Auditability and transparency: every data access event, as well as every business logic event, is recorded to a centralised audit log on various levels and cross-verified when needed. Our audit log system is built around RFC 6962 - event logging protocol that powers TLS certificate issuing trust. Its implementation is built around Google’s Trillian server and additional tooling for 3rd party verifiers, verification during writes and verification on the logger side, reinforcing and extending security guarantees of the already well-known and trusted audit logging scheme.
From a user-level perspective, we rely on having the log trusted by all parties and then recovering/verifying sequence of events from the trusted log to verify them.
In the future, when parts of the data flow will be more final, an additional layer of verification during log ingestion (does sequence of transactions match expected state machine) and two-step auditable transactions (log “planning to do”, do only if “planning log” is present, the log “actually done”) will be turned on to make sure that not only we see the actual sequence of events,- but that some events will raise alarms before the user notices discrepancies.
We’re only treading in this water - in fact, there are further challenges down the road that already require more work, more effort and more experimentation.
For example, what lies next in our scientific journey is
- having provable user consent that is applied efficiently to every transaction with user data, basically letting the user decide ACL to his data that myGaru operates on and then applying it in a performant and mathematically provable way.

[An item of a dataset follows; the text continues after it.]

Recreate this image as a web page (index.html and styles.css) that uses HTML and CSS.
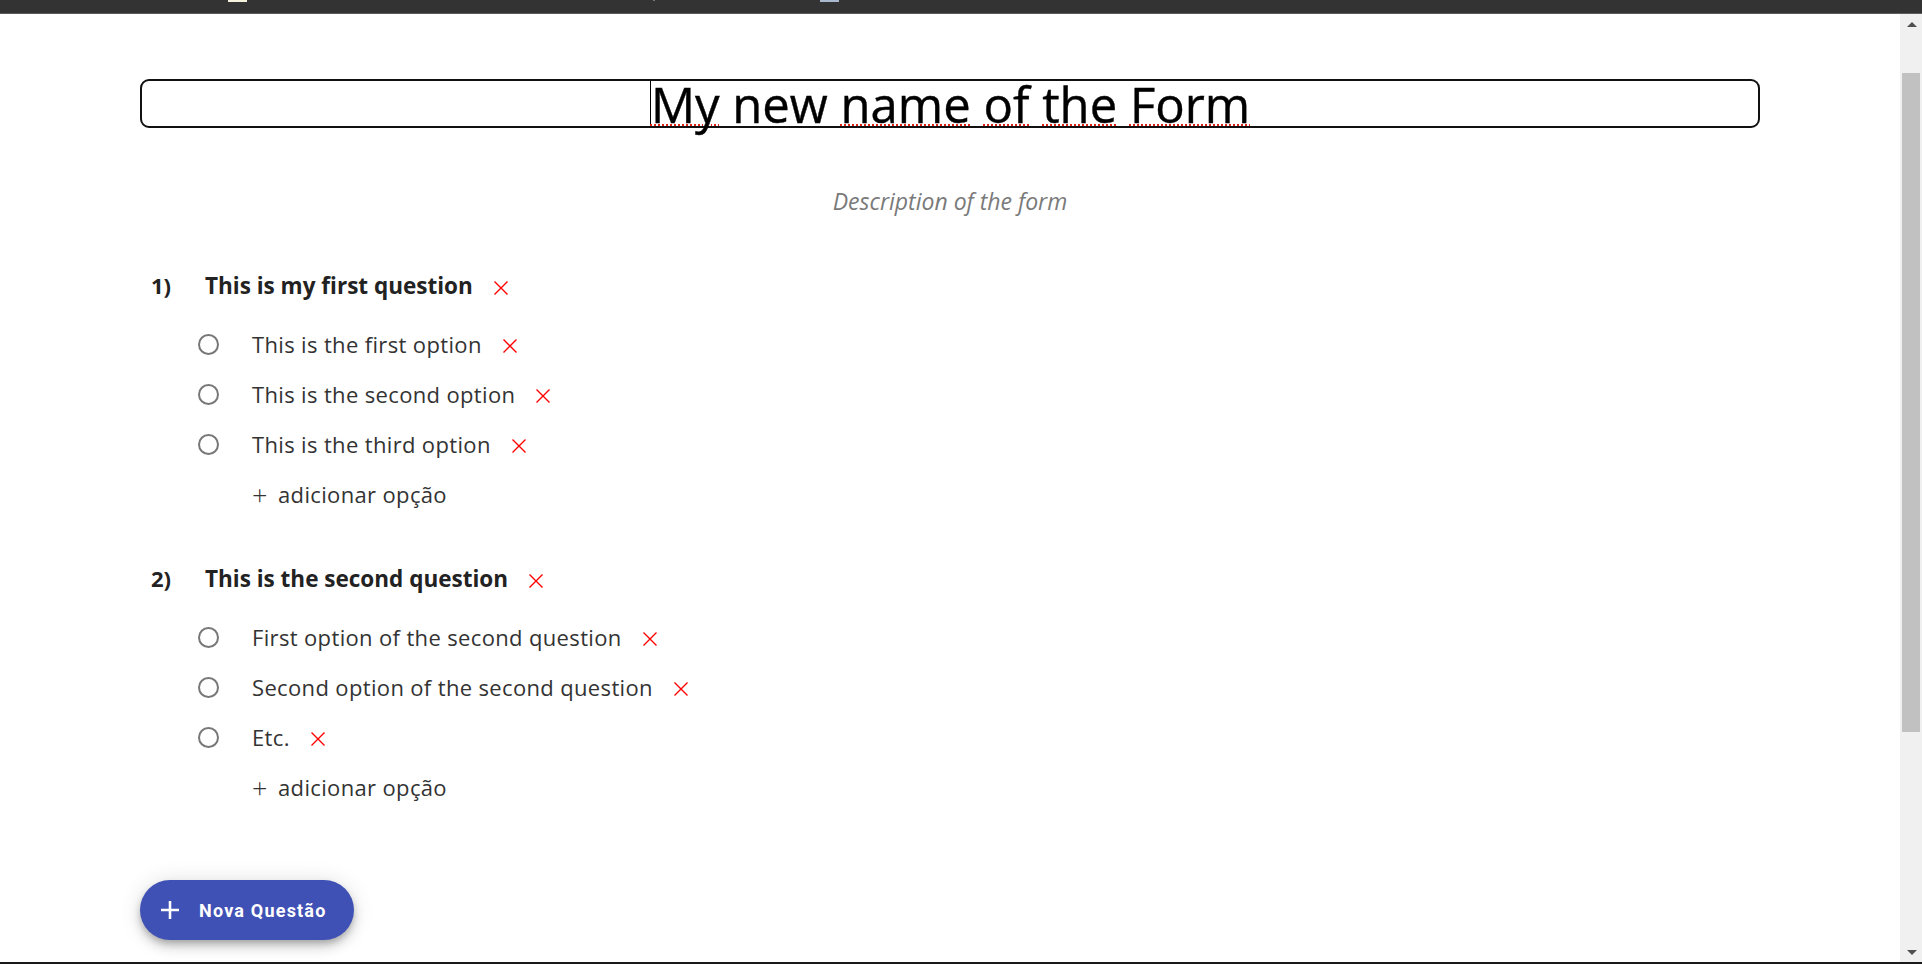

- Having on-the-fly validation of business logic validity in audit logs to immediately detect logical faults and raise security alerts during incidents, not post-factum during billing reconciliation.
myGaru is uniquely positioned to tackle them, and many other challenges ahead simply because controlling the whole ecosystem and being legally responsible for being a responsible controller puts myGaru in a position where no other options are available anyway.